Il revient. Il tient une tondeuse. Il rase une petite zone au niveau de la patte avant. La chienne saigne un peu. Qu'importe. Elle va bientôt mourir. Il lui met un garrot. Il faudra le desserrer quand je vous le dirai. Le jeune homme qui accompagnait la jeune maîtresse se met en position à contre cœur. L'aiguille pénètre la peau. La pression injecte le poison doucement. Quelques secondes encore. Je t'aime, je t'aime. Essaie de lui envoyer des images positives aussi comme le fait ton ami. Ne pleure pas. Pas encore.

La chienne ne bouge plus. Après vérification, son cœur ne bat plus. Ça y est, c'est fini. Je vous laisse un peu seuls avec votre chien. Ça y est, c'est fini. C'est si simple. La vie est si fragile. Pourquoi ? N'y avait-il aucune autre solution ? On ne traite pas les humains ainsi. Mais il n' a pas d'hospice pour chiens âgés. C'était comme un sentiment d'abandon. Je ne peux pas m'occuper de toi. Je dois te laisser mourir. Comment peut-on décider de la mort d'autrui ? Est-ce vraiment pour son bien ? Quel était son avis à elle ? Voulait-elle vraiment être soulagée de ses douleurs ou préférait-elle sa vie actuelle ?

Tristesse, colère, incompréhension, rejet du choix "salvateur". Tant de questions qui assaillent notre esprit quand on est face à une situation dont la finalité ne va de toute façon pas nous plaire. Je ne te reverrai plus, mais au moins tu n'as plus mal. Je ne te reverrai plus chez mes parents au milieu de tous les chats qui te cherchent désormais, mais tu n'as plus mal. Je ne pourrai plus te dire que tu es ma toute belle et que je t'aime, mais tu n'as plus mal.

Le père paie la facture. Vous voulez la récupérer ? Non, nous avons opté pour l'incinération collective. Le corps sera rapatrié loin. Elle est morte, mais elle ne semble qu'endormie. Pas de cérémonie pour les animaux. Une fois morts, on s'en débarrasse. 

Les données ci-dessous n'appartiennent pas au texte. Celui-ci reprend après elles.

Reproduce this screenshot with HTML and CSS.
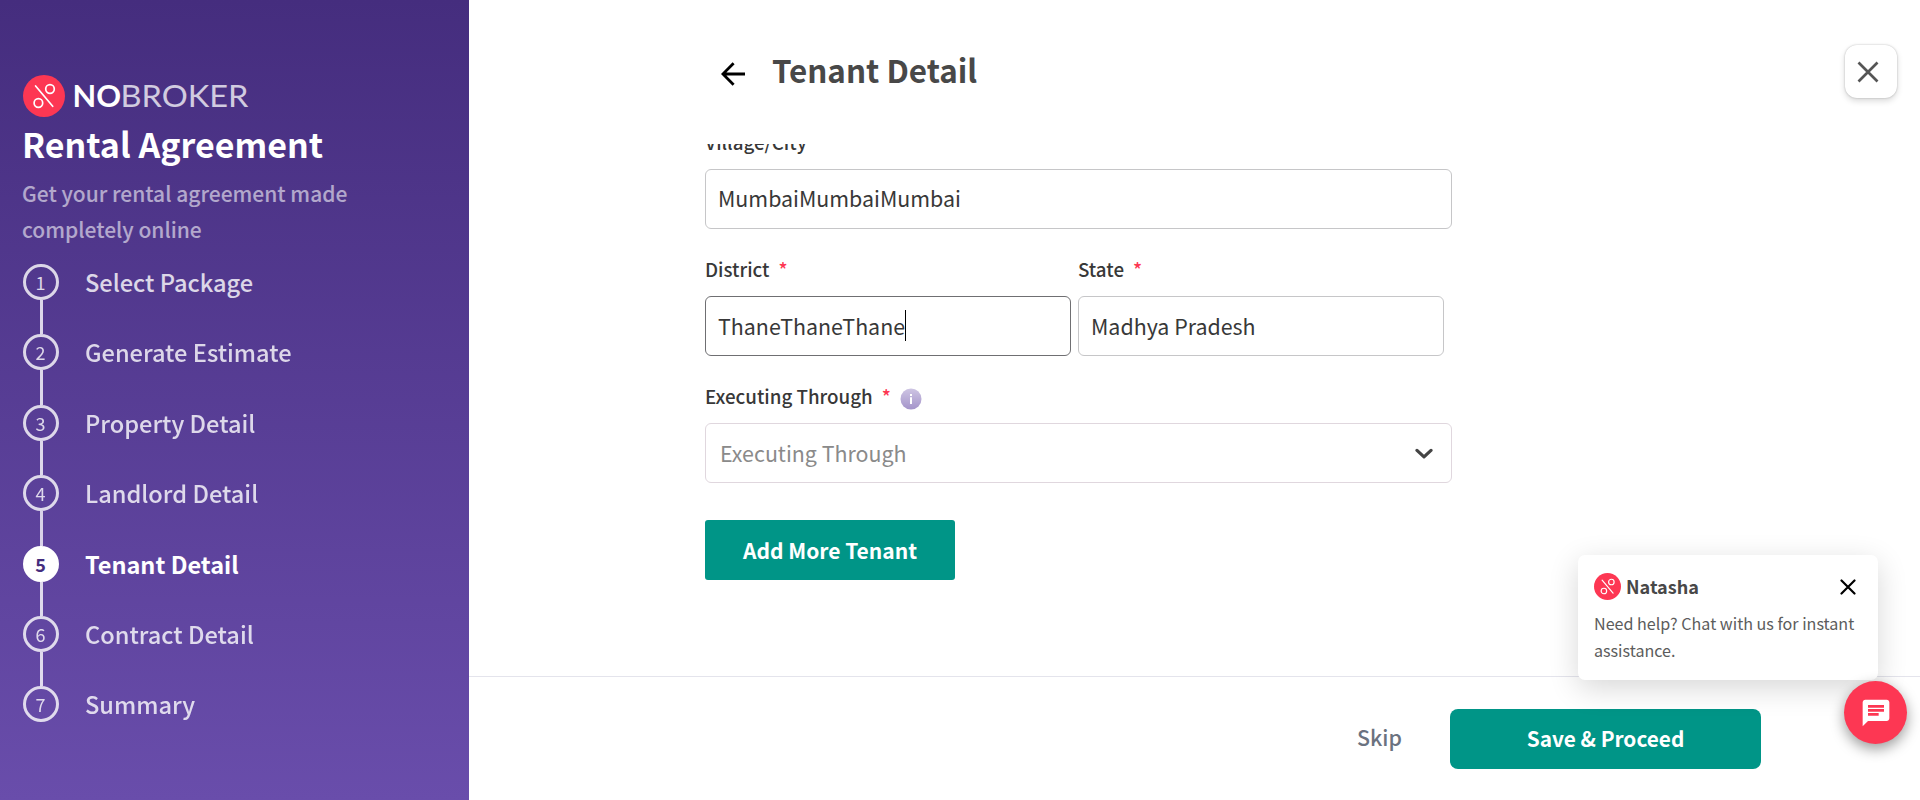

Certains diront que ce n'était qu'un chien. Pourtant les larmes furent bien plus nombreuses et violentes que tous les événements douloureux de mon passé réunis. Je n'avais jamais pleuré à cause de la mort. Car je n'avais jamais pensé que quelque part j'étais coupable d'avoir abandonné quelqu'un. (Mais tu n'as plus mal). Injustice. J'aurai mal à ta place alors. Et je penserai souvent à toi. Je t'aime toujours ma belle Orlane. R.I.P.